The financial crisis and rising tuition fees (particularly in the UK, and Europe will probably follow given the state of their economies) has placed a number of pressures on higher education. One of the outcomes is that greater accountability and transparency is demanded. That's only to expected and is reasonable - if students are paying high fees which pay academics salaries then we need to demonstrate that those academics are engaged in meaningful work. And as employers struggle with less money, they will place more demands on their staff, so will ask them to account for their time to a much finer level of detail.
Many people outside of higher ed will shake their heads and think 'we've all had to do that for years anyway.' I have some sympathy with this view, academics have often had a cushy life and hidden behind vague work related tasks with little connection to outputs.
But as this begins to bite, it's surfacing a number of tasks which we have always performed as part of scholarly practice, but which are hard to link to a direct output or return on investment. Consider the following:
- Reading around your subject area - academics will read journal papers, books, blogs etc as part of their everyday practice, just to stay current in their field. This may not have a direct, or immediate link to teaching (ie you are not researching something in order to teach on a specific course) or be related to a specific research project. It's just part of what you do.
- Peer review - I often get asked to review papers for journals. If they meet my open access test, then I usually say yes. But there is no direct return on this.
- Experimentation - in the field of educational technology in particular (but also in other disciplines I suspect), experimenting is essential. The key to this is that you don't know if it will be successful or what it will lead to. You trust your academic instincts that it's an interesting thing to do. Much of playing with new technology would come under this. So when I've played around with MOOCs for instance, giving talks or running a small one with George. A few years later, I'm now being asked to contribute to a strategic appraisal of MOOCs for the university. But I couldn't have predicted this, or stated it as an outcome.
- Giving presentations - on an almost weekly basis I get asked to give a presentation, usually at another university for a staff development day.

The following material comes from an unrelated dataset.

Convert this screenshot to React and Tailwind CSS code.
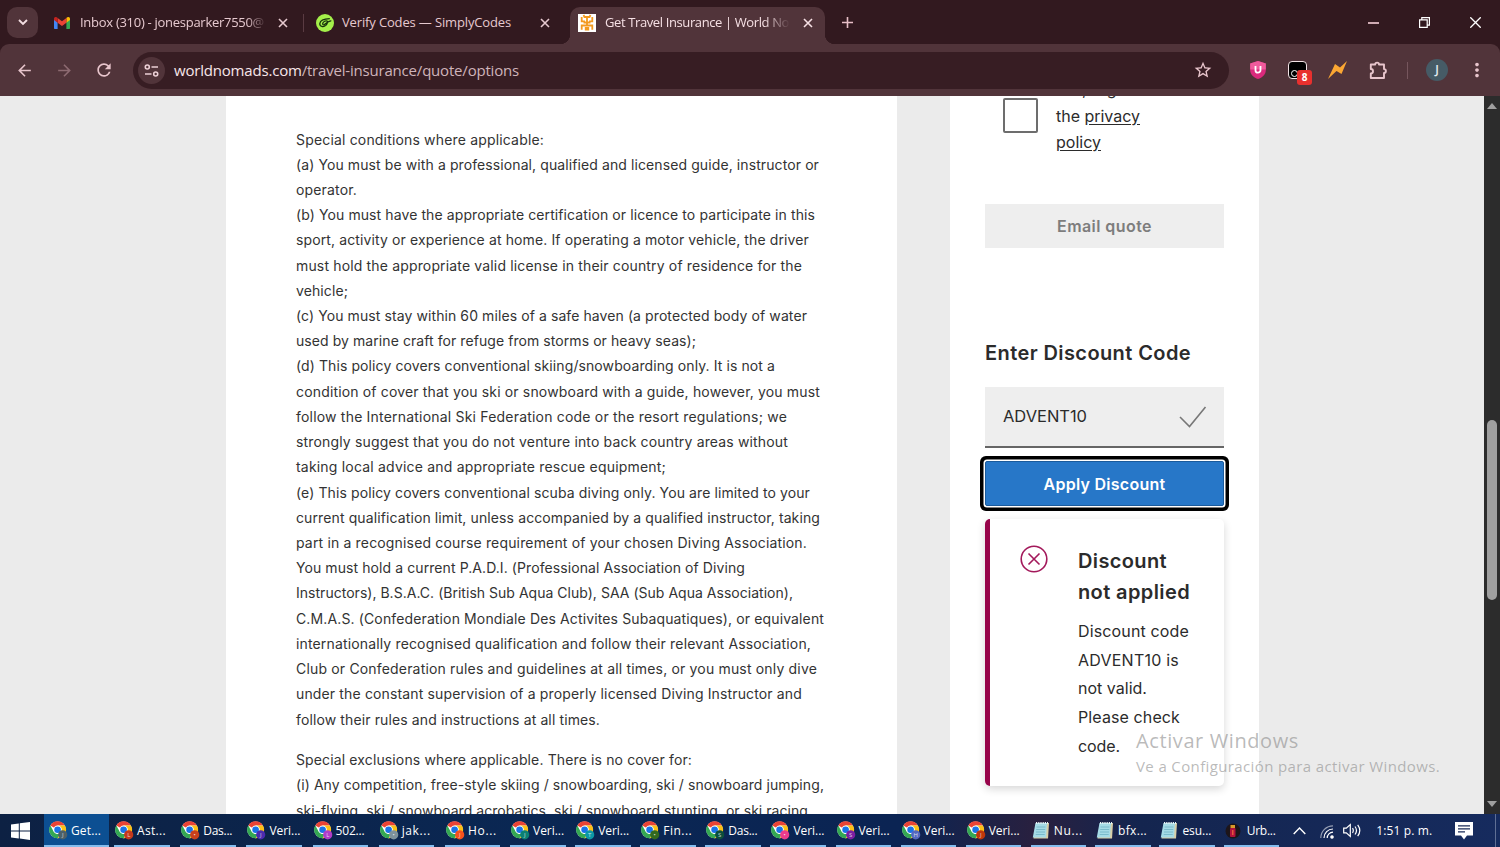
import { useLayoutEffect, useRef, useState } from 'react';
import { MdArrowBack, MdArrowForward, MdRefresh, MdStarBorder, MdMoreVert } from 'react-icons/md';

const conditions = [
  ['Special conditions where applicable:', 248],
  ['(a) You must be with a professional, qualified and licensed guide, instructor or', 523],
  ['operator.', 61],
  ['(b) You must have the appropriate certification or licence to participate in this', 519],
  ['sport, activity or experience at home. If operating a motor vehicle, the driver', 513],
  ['must hold the appropriate valid license in their country of residence for the', 506],
  ['vehicle;', 52],
  ['(c) You must stay within 60 miles of a safe haven (a protected body of water', 511],
  ['used by marine craft for refuge from storms or heavy seas);', 400],
  ['(d) This policy covers conventional skiing/snowboarding only. It is not a', 479],
  ['condition of cover that you ski or snowboard with a guide, however, you must', 524],
  ['follow the International Ski Federation code or the resort regulations; we', 491],
  ['strongly suggest that you do not venture into back country areas without', 492],
  ['taking local advice and appropriate rescue equipment;', 370],
  ['(e) This policy covers conventional scuba diving only. You are limited to your', 514],
  ['current qualification limit, unless accompanied by a qualified instructor, taking', 524],
  ['part in a recognised course requirement of your chosen Diving Association.', 511],
  ['You must hold a current P.A.D.I. (Professional Association of Diving', 449],
  ['Instructors), B.S.A.C. (British Sub Aqua Club), SAA (Sub Aqua Association),', 497],
  ['C.M.A.S. (Confederation Mondiale Des Activites Subaquatiques), or equivalent', 528],
  ['internationally recognised qualification and follow their relevant Association,', 515],
  ['Club or Confederation rules and guidelines at all times, or you must only dive', 521],
  ['under the constant supervision of a properly licensed Diving Instructor and', 506],
  ['follow their rules and instructions at all times.', 304],
];

const exclusions = [
  ['Special exclusions where applicable. There is no cover for:', 396],
  ['(i) Any competition, free-style skiing / snowboarding, ski / snowboard jumping,', 528],
  ['ski-flying, ski / snowboard acrobatics, ski / snowboard stunting, or ski racing', 512],
];

const tasks = [
  { label: 'Ast...', badge: '#c4381c', letter: 'L' },
  { label: 'Das...', badge: '#c8401c', letter: '•' },
  { label: 'Veri...', badge: '#4a2bb0', letter: 'J' },
  { label: '502...', badge: '#b03cc8', letter: 'L' },
  { label: 'jak...', badge: '#7d919c', letter: '•' },
  { label: 'Ho...', badge: '#f4511e', letter: 'J' },
  { label: 'Veri...', badge: '#0b8073', letter: 'J' },
  { label: 'Veri...', badge: '#0c98a6', letter: 'T' },
  { label: 'Fin...', badge: '#33691e', letter: '•' },
  { label: 'Das...', badge: '#0b4f3c', letter: 'S' },
  { label: 'Veri...', badge: '#ec3c8c', letter: '•' },
  { label: 'Veri...', badge: '#7b1fa2', letter: 'S' },
  { label: 'Veri...', badge: '#5468c0', letter: 'H' },
  { label: 'Veri...', badge: '#bf360c', letter: 'J' },
  { label: 'Nu...', type: 'notepad' },
  { label: 'bfx...', type: 'notepad' },
  { label: 'esu...', type: 'notepad' },
  { label: 'Urb...', type: 'urban' },
];

// Tracks the text so that it takes up exactly `w` pixels
const Fit = ({ w, children, className = '' }) => {
  const ref = useRef(null);
  const [spacing, setSpacing] = useState(0);

  useLayoutEffect(() => {
    const el = ref.current;
    el.style.letterSpacing = '0px';
    const natural = el.getBoundingClientRect().width;
    const next = (w - natural) / el.textContent.length;
    el.style.letterSpacing = `${next}px`;
    setSpacing(next);
  }, [w]);

  return (
    <span ref={ref} className={`inline-block whitespace-nowrap ${className}`} style={{ letterSpacing: `${spacing}px` }}>
      {children}
    </span>
  );
};

const CloseIcon = () => (
  <svg className="w-[10px] h-[10px] shrink-0" viewBox="0 0 10 10" stroke="currentColor" strokeWidth="1.6" fill="none">
    <path d="M1 1l8 8M9 1L1 9" />
  </svg>
);

const ChromeIcon = ({ badge, letter }) => (
  <svg className="w-[19px] h-[19px] shrink-0" viewBox="0 0 19 19">
    <circle cx="8.6" cy="8.8" r="8.4" fill="#fff" />
    <path d="M8.6 8.8L1.3 4.6A8.4 8.4 0 0 1 15.9 4.6H8.6z" fill="#ea4335" />
    <path d="M8.6 4.6h7.3a8.4 8.4 0 0 1-7.3 12.6l3.7-6.3z" fill="#fbc116" />
    <path d="M1.3 4.6l3.6 6.3 3.7 2.1 2.4-.5-2.4 4.7A8.4 8.4 0 0 1 1.3 4.6z" fill="#34a853" />
    <circle cx="8.6" cy="8.8" r="4.2" fill="#fff" />
    <circle cx="8.6" cy="8.8" r="3.3" fill="#1a73e8" />
    <circle cx="13.7" cy="13.8" r="4.6" fill={badge} />
    <text x="13.7" y="16" fontSize="6" fontFamily="Open Sans, sans-serif" textAnchor="middle" fill="#fff" fillOpacity="0.75">
      {letter}
    </text>
  </svg>
);

const NotepadIcon = () => (
  <svg className="w-[19px] h-[19px] shrink-0" viewBox="0 0 19 19">
    <path d="M4 2h13l-1 15.5H1.5z" fill="#d8cfa8" />
    <path d="M3.5 2H15l-1 14.5H.8z" fill="#a5dbe6" />
    <path d="M4.5 6h9M4.2 8.5h9M4 11h9M3.7 13.5h9" stroke="#6fb2c4" strokeWidth=".8" />
    <path d="M4 2h12" stroke="#e9f4f6" strokeWidth="2" strokeDasharray="1.2 1" />
  </svg>
);

const UrbanIcon = () => (
  <svg className="w-[19px] h-[19px] shrink-0" viewBox="0 0 19 19">
    <circle cx="8" cy="10" r="7.5" fill="#1d1519" />
    <rect x="5" y="7" width="5.5" height="9" rx="1" fill="#b3123c" />
    <rect x="5.5" y="4" width="4.5" height="3" fill="#d99a2b" />
    <path d="M7.8 9v5" stroke="#f06a3c" strokeWidth="1.2" />
  </svg>
);

const TabStrip = () => (
  <div className="flex h-[44px] bg-[#32191f] text-[#e6c9cf] text-[13px] shrink-0">
    <div className="w-[31px] h-[31px] mt-[7px] ml-[7px] rounded-[10px] bg-[#51343a] flex items-center justify-center shrink-0">
      <svg className="w-[10px] h-[7px]" viewBox="0 0 10 7" fill="none" stroke="#f3dde1" strokeWidth="1.9">
        <path d="M1 1l4 4 4-4" />
      </svg>
    </div>

    <div className="flex items-center h-[46px] w-[265px] pl-4 shrink-0">
      <svg className="w-4 h-3 shrink-0" viewBox="0 0 16 12">
        <path d="M0 2v9.2a.8.8 0 0 0 .8.8h2.8V5.5z" fill="#4285f4" />
        <path d="M12.4 12h2.8a.8.8 0 0 0 .8-.8V2l-3.6 3z" fill="#34a853" />
        <path d="M12.4 1v4.8L16 3V1.7C16 0 14 -.5 12.9.5z" fill="#fbbc04" />
        <path d="M3.6 5.8V1L8 4.3 12.4 1v4.8L8 9z" fill="#ea4335" />
        <path d="M0 1.7V3l3.6 2.8V1L3.1.5C2-.5 0 0 0 1.7z" fill="#c5221f" />
      </svg>
      <div className="w-[185px] ml-[10px] overflow-hidden shrink-0 [mask-image:linear-gradient(to_right,black_90%,transparent_101%)]">
        <Fit w={184}>Inbox (310) - jonesparker7550@</Fit>
      </div>
      <div className="ml-[13px]"><CloseIcon /></div>
    </div>

    <div className="w-px h-[18px] mt-[14px] bg-[#5a3b42] shrink-0"></div>

    <div className="flex items-center h-[46px] w-[266px] pl-3 shrink-0">
      <svg className="w-[18px] h-[18px] shrink-0" viewBox="0 0 18 18">
        <circle cx="9" cy="9" r="9" fill="#a4f04a" />
        <path d="M13.8 4.7C10.8 4.8 4.2 5.8 3.8 9.6c-.2 3 3.7 4 6 1.8 1.3-1.3 2.2-3.6 1.3-4.3-1.2-.9-4 .5-4.4 2.4-.3 1.3 1 1.7 2 .9 1.2-.9 4.2-3.8 6.6-3.5" fill="none" stroke="#17320c" strokeWidth="1.3" />
      </svg>
      <div className="w-[198px] ml-2 shrink-0"><Fit w={169}>Verify Codes — SimplyCodes</Fit></div>
      <CloseIcon />
    </div>

    <div className="relative flex items-center w-[255px] h-[37px] mt-[7px] pb-[5px] pl-[8px] rounded-t-[10px] bg-[#51343a] text-[#f6e0e4] shrink-0">
      <span className="absolute -left-[10px] bottom-0 w-[10px] h-[10px] bg-[radial-gradient(circle_at_0_0,#32191f_10px,#51343a_10.5px)]"></span>
      <span className="absolute -right-[10px] bottom-0 w-[10px] h-[10px] bg-[radial-gradient(circle_at_100%_0,#32191f_10px,#51343a_10.5px)]"></span>
      <svg className="w-[18px] h-[18px] shrink-0" viewBox="0 0 18 18">
        <path d="M0 0h18v18H0z" fill="#fff" />
        <path d="M5.5 1l1 2h5l1-2M3.700 3v4.300h3.300M14.300 3v4.300H11M9 3.500v8M5.500 8.500h7M3.700 15.800v-4.300h10.600v4.300" fill="none" stroke="#f39a1f" strokeWidth="1.800" />
        <path d="M6.800 13h4.400v3.500H6.800z" fill="#f39a1f" />
      </svg>
      <div className="w-[185px] ml-[9px] overflow-hidden shrink-0 [mask-image:linear-gradient(to_right,black_86%,transparent_100%)]">
        <Fit w={184}>Get Travel Insurance | World No</Fit>
      </div>
      <div className="ml-[13px]"><CloseIcon /></div>
    </div>

    <svg className="w-[11px] h-[11px] mt-[17px] ml-[17px] shrink-0" viewBox="0 0 11 11" stroke="#e8bfc7" strokeWidth="1.6">
      <path d="M5.500 0v11M0 5.500h11" />
    </svg>

    <div className="flex items-center h-[45px] ml-auto mr-[19px] text-white">
      <span className="w-[11px] h-[2px] mr-[40px] bg-[#cfaab2]"></span>
      <svg className="w-[11px] h-[11px] mr-[40px]" viewBox="0 0 11 11" fill="none" stroke="currentColor" strokeWidth="1.2">
        <path d="M.6 2.800h7.600v7.600H.6zM2.800 2.800V.6h7.600v7.600H8.200" />
      </svg>
      <svg className="w-[11px] h-[11px]" viewBox="0 0 11 11" fill="none" stroke="currentColor" strokeWidth="1.3">
        <path d="M.3.3l10.400 10.400M10.700.3L.3 10.700" />
      </svg>
    </div>
  </div>
);

const Toolbar = () => (
  <div className="h-[52px] bg-[#32191f] shrink-0">
    <div className="flex items-center h-full rounded-t-[9px] bg-[#51343a] text-[#e8c5cc]">
      <MdArrowBack className="w-[19px] h-[19px] ml-[15px]" />
      <MdArrowForward className="w-[19px] h-[19px] ml-[21px] text-[#8d6a71]" />
      <MdRefresh className="w-5 h-5 ml-5" />

      <div className="flex items-center w-[1096px] h-[37px] ml-[19px] rounded-full bg-[#371d23]">
        <span className="w-[27px] h-[27px] ml-[5px] rounded-full bg-[#51343a] flex items-center justify-center">
          <svg className="w-[15px] h-[13px]" viewBox="0 0 15 13" fill="none" stroke="#ecd0d6" strokeWidth="1.6">
            <circle cx="3.300" cy="3" r="2" />
            <path d="M7.500 3H14M1 10h6.500" />
            <circle cx="11.700" cy="10" r="2" />
          </svg>
        </span>
        <div className="ml-[9px] text-[15px] leading-5 text-[#cfb4ba]">
          <Fit w={345}><span className="text-[#f7e6e9]">worldnomads.com</span>/travel-insurance/quote/options</Fit>
        </div>
        <MdStarBorder className="w-5 h-5 ml-auto mr-4" />
      </div>

      <svg className="w-4 h-[18px] ml-[21px]" viewBox="0 0 16 18">
        <path d="M8 0l7.800 2.600v6.600c0 4.300-3.600 7.400-7.800 8.800C3.800 16.600.2 13.500.2 9.200V2.600z" fill="#d92a7c" />
        <path d="M8 0l7.800 2.600v5.900H.2V2.600z" fill="#ee5b9c" />
        <path d="M5.500 5v4.200a2.500 2.500 0 0 0 5 0V5" fill="none" stroke="#fff" strokeWidth="1.800" />
      </svg>

      <div className="relative w-[19px] h-[18px] ml-[22px] rounded-[4px] border-[1.500px] border-[#f3e4e6] bg-black">
        <span className="absolute left-[2px] bottom-px w-[7px] h-[7px] rounded-full border-[1.500px] border-white"></span>
        <span className="absolute left-[8px] top-[8px] w-[15px] h-[15px] rounded-[3px] bg-[#e8302e] text-white text-[10px] leading-[15px] font-bold text-center">8</span>
      </div>

      <svg className="w-[19px] h-[18px] ml-[21px]" viewBox="0 0 19 18">
        <path d="M7 3l5 3.500L19 0l-5.500 13-5-3L0 18z" fill="#fba733" />
      </svg>
      <svg className="w-[19px] h-[19px] ml-[22px]" viewBox="0 0 19 19" fill="none" stroke="currentColor" strokeWidth="1.900" strokeLinejoin="round">
        <path d="M1.800 3.500h4.400a1.900 1.900 0 0 1 3.800 0h5v4.600a1.900 1.900 0 0 1 0 3.800V17H1.800v-4.600a2.200 2.200 0 0 0 0-4.400z" />
      </svg>
      <span className="w-px h-[17px] ml-[19px] bg-[#76565d]"></span>
      <span className="w-[22px] h-[22px] ml-[18px] rounded-full bg-[#465b66] text-[#e4edf0] text-[12px] font-semibold flex items-center justify-center">J</span>
      <MdMoreVert className="w-[22px] h-[22px] ml-[18px]" />
    </div>
  </div>
);

const Lines = ({ lines }) => lines.map(([text, w]) => (
  <p key={text} className="h-[25.22px]"><Fit w={w}>{text}</Fit></p>
));

const DiscountPanel = () => (
  <aside className="w-[309px] h-full ml-[53px] px-[35px] bg-white text-[#2b2b2b] shrink-0">
    <div className="flex h-[108px] pl-[18px]">
      <span className="w-[35px] h-[35px] mt-[2px] rounded-[2px] border-2 border-[#6d6d6d] shrink-0"></span>
      <div className="-mt-[20px] ml-[18px] text-[16px] leading-[26.500px]">
        <p><Fit w={101}>Yes, I agree to</Fit></p>
        <p><Fit w={84}>the <u className="underline-offset-2">privacy</u></Fit></p>
        <p><Fit w={45}><u className="underline-offset-2">policy</u></Fit></p>
      </div>
    </div>

    <button className="w-full h-[44px] bg-[#eeeeee] text-[#7d7d7d] text-[16px] font-semibold flex items-center justify-center">
      <Fit w={95}>Email quote</Fit>
    </button>

    <h3 className="mt-[90px] text-[20px] leading-[30px] font-semibold"><Fit w={206}>Enter Discount Code</Fit></h3>

    <div className="flex items-center h-[61px] mt-[19px] pl-[18px] pr-[17px] bg-[#eeeeee] border-b-2 border-[#666]">
      <span className="text-[16.500px]"><Fit w={84}>ADVENT10</Fit></span>
      <svg className="w-[28px] h-[22px] ml-auto" viewBox="0 0 28 22" fill="none" stroke="#777" strokeWidth="1.600">
        <path d="M1 11l9.500 9.500L26.500 1" />
      </svg>
    </div>

    <button className="w-full h-[45px] mt-[13px] rounded-[2px] border border-[#195a9c] bg-[#2777c8] text-white text-[16px] font-semibold flex items-center justify-center shadow-[0_0_0_1.500px_#fff,0_0_0_5px_#000]">
      <Fit w={122}>Apply Discount</Fit>
    </button>

    <div className="flex h-[267px] mt-[13px] pl-[30px] rounded-[5px] border-l-[5px] border-[#97044a] shadow-[0_3px_8px_rgba(0,0,0,0.16)]">
      <svg className="w-[28px] h-[28px] mt-[26px] shrink-0" viewBox="0 0 28 28" fill="none" stroke="#a3195b" strokeWidth="1.600">
        <circle cx="14" cy="14" r="12.800" />
        <path d="M8.500 8.500l11 11M19.500 8.500l-11 11" />
      </svg>
      <div className="mt-[27px] ml-[30px]">
        <h4 className="text-[20px] leading-[31px] font-semibold">
          <Fit w={89}>Discount</Fit><br />
          <Fit w={112}>not applied</Fit>
        </h4>
        <div className="mt-[9px] text-[16px] leading-[28.700px]">
          <p><Fit w={111}>Discount code</Fit></p>
          <p><Fit w={101}>ADVENT10 is</Fit></p>
          <p><Fit w={69}>not valid.</Fit></p>
          <p><Fit w={102}>Please check</Fit></p>
          <p><Fit w={42}>code.</Fit></p>
        </div>
      </div>
    </div>
  </aside>
);

const Scrollbar = () => (
  <div className="flex flex-col items-center w-4 h-full ml-auto pt-[7px] pb-[7px] bg-[#2c2c2c] shrink-0">
    <svg className="w-[10px] h-[6px]" viewBox="0 0 10 6"><path d="M5 0l5 6H0z" fill="#9f9f9f" /></svg>
    <div className="w-[10px] h-[180px] mt-[311px] rounded-full bg-[#9f9f9f]"></div>
    <svg className="w-[10px] h-[6px] mt-auto" viewBox="0 0 10 6"><path d="M5 6L0 0h10z" fill="#9f9f9f" /></svg>
  </div>
);

const TaskItem = ({ task }) => (
  <div className="flex items-center w-[55.500px] h-full pt-[2px] pl-px gap-[3px] border-b-2 border-[#84bdee] whitespace-nowrap shrink-0">
    {task.type === 'notepad' && <NotepadIcon />}
    {task.type === 'urban' && <UrbanIcon />}
    {!task.type && <ChromeIcon badge={task.badge} letter={task.letter} />}
    <Fit w={task.label.length > 6 ? 31 : 29}>{task.label}</Fit>
  </div>
);

const Taskbar = () => (
  <footer className="flex items-center h-[33px] shrink-0 text-white text-[12px] bg-[linear-gradient(to_right,#0d2143,#0a2753_35%,#0b2453_60%,#29203f_69%,#14254f_76%,#162b5e)]">
    <div className="w-[44px] pl-[11px] shrink-0">
      <svg className="w-[19px] h-[18px]" viewBox="0 0 19 18" fill="#fff">
        <path d="M0 2.600l7.800-1.100v7H0zM8.800 1.300L19 0v8.500H8.800zM0 9.500h7.800v7L0 15.400zM8.800 9.500H19V18L8.800 16.600z" />
      </svg>
    </div>

    <div className="flex items-center w-[65px] h-full pt-[2px] pl-[5px] gap-[3px] bg-[#0c4f92] border-b-2 border-[#84bdee] shrink-0">
      <ChromeIcon badge="#4c6068" letter="J" />
      <Fit w={30}>Get...</Fit>
    </div>

    <div className="flex h-full ml-[5px] gap-[10.700px] shrink-0">
      {tasks.slice(0, 5).map((task, i) => <TaskItem key={i} task={task} />)}
    </div>
    <div className="flex h-full ml-[10.700px] gap-[9.600px] shrink-0">
      {tasks.slice(5, 14).map((task, i) => <TaskItem key={i} task={task} />)}
    </div>
    <div className="flex h-full ml-[9.600px] gap-[8.800px] shrink-0">
      {tasks.slice(14).map((task, i) => <TaskItem key={i} task={task} />)}
    </div>

    <div className="flex items-center h-full ml-[14px] grow">
      <svg className="w-[13px] h-[8px]" viewBox="0 0 13 8" fill="none" stroke="#fff" strokeWidth="1.400"><path d="M.7 7l5.800-6 5.800 6" /></svg>
      <svg className="w-[14px] h-[14px] mt-[3px] ml-[14px]" viewBox="0 0 14 14" fill="none" stroke="#fff" strokeWidth="1.200">
        <path d="M.8 13A12.200 12.200 0 0 1 13 .8" opacity=".55" />
        <path d="M4 13a9 9 0 0 1 9-9M7.200 13A5.800 5.800 0 0 1 13 7.200" />
        <circle cx="12" cy="12" r="1.200" fill="#fff" />
      </svg>
      <svg className="w-[19px] h-[15px] ml-[9px]" viewBox="0 0 19 15" fill="none" stroke="#fff" strokeWidth="1.200">
        <path d="M.7 5.200h2.600l4-3.700v12l-4-3.700H.7zM9.500 5.200q1.600 2.300 0 4.600M12 3.500q3 4 0 8M14.700 1.800q4.200 5.700 0 11.400" />
      </svg>
      <span className="ml-[14px] pt-px"><Fit w={56}>1:51 p. m.</Fit></span>
      <svg className="w-[18px] h-[18px] ml-[23px]" viewBox="0 0 18 18">
        <path d="M0 0h18v13.500h-6L9 17.500l-3-4H0z" fill="#fff" />
        <path d="M3 3.800h12M3 6.800h12M3 9.800h7" stroke="#1a2b58" strokeWidth="1.200" />
      </svg>
      <span className="w-px h-full ml-auto mr-[4px] bg-[#5f6f94]"></span>
    </div>
  </footer>
);

const App = () => (
  <div className="relative flex flex-col w-[1500px] h-[847px] overflow-hidden font-['Open_Sans',sans-serif]">
    <TabStrip />
    <Toolbar />

    <main className="flex h-[718px] pl-[226px] bg-[#ebebeb] overflow-hidden shrink-0 font-['Inter',sans-serif]">
      <article className="w-[671px] h-full pt-[30.500px] pl-[70px] bg-white text-[#333] text-[14px] leading-[25.220px] shrink-0">
        <Lines lines={conditions} />
        <div className="mt-[15.500px]">
          <Lines lines={exclusions} />
        </div>
      </article>
      <DiscountPanel />
      <Scrollbar />
    </main>

    <Taskbar />

    <div className="absolute left-[1136px] top-[727px] text-[#8c8c8c]/60">
      <p className="text-[20px] leading-7"><Fit w={163}>Activar Windows</Fit></p>
      <p className="text-[15px] leading-[22px]"><Fit w={304}>Ve a Configuración para activar Windows.</Fit></p>
    </div>
  </div>
);

export default App;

I decline most of these because I am running a big internal project at the OU and have a number of other roles, so I'm nearly always in meetings. And even if I wasn't, I believe that I should prioritise doing work for the place that pays my wages. In order to do these talks now I have to take leave, and without wishing to sound mercenary, if I'm going to spend a day giving a talk instead of with my family, I'll only do that if I get paid. Many such staff development days don't have a budget, and operate on reciprocal good will.
This raises two very important questions for me with regards to how scholarship functions:
- Are these kinds of tasks the unseen glue that binds scholarly activity together? So, if we lose, or at least drastically reduce, them does it fundamentally undermine the whole practice, or will we just find other ways of achieving them (for instance giving a talk remotely is a lot more efficient than travelling to the venue).
- Does it demonstrate that they are tasks which should have an associated cost, and we've just been hiding that hitherto? If we value the tasks then maybe we should attach a cost to them, then we can properly account for that time. Or are they such nebulous tasks that this wouldn't work and we need to trust academics to spend a degree of their time doing 'scholarship type stuff'.
Many universities do have an allocation of staff time that covers most of the above, and is labelled something like 'personal research time'. But I think we'll see more of a squeeze on that time and a greater demand for identifiable outcomes from it. So I guess we'll find out how important this glue really is.
Another interesting post Martin. I was thinking about similar things the other day after making some notes from your chapter about Pedagogy of Abundance and picking up a nice talk by Seely Brown on YouTube who referenced your ex-VC (whose name I forget) who is now at the Commonwealth of Learning (sorry - just making a sidepoint there about links and how they fan out!), anyway he talked about how there is an overall and massive shortage - globally - of HE provision; he reckons there are some 30 million potential students who can't get a foothold (rising to 70 million by 2025). Even if we built a University a week, he says, we simply can't meet the demand which is growing all the time.
Thus we have to learn to use digital abundance in ways that help us offset the material and physical scarcity of HE. Indeed, try to do it all differently.
Your comment here about the pressure on academic time is another aspect of these material shortages and scarcities.
Do we need to frame Digital Scholarship more directly in this context of material shortages? Otherwise perhaps there is a risk that the discussion remains somewhat abstract, when in fact there are real and material problems that DS must address...
It's odd isn't it - one one hand increasing scarcity - on the other increasing but inaccessible abundance. Classic recipe for revolution?
PS should we take care not to frame DS as a way to *manage* these shortages but to remove them?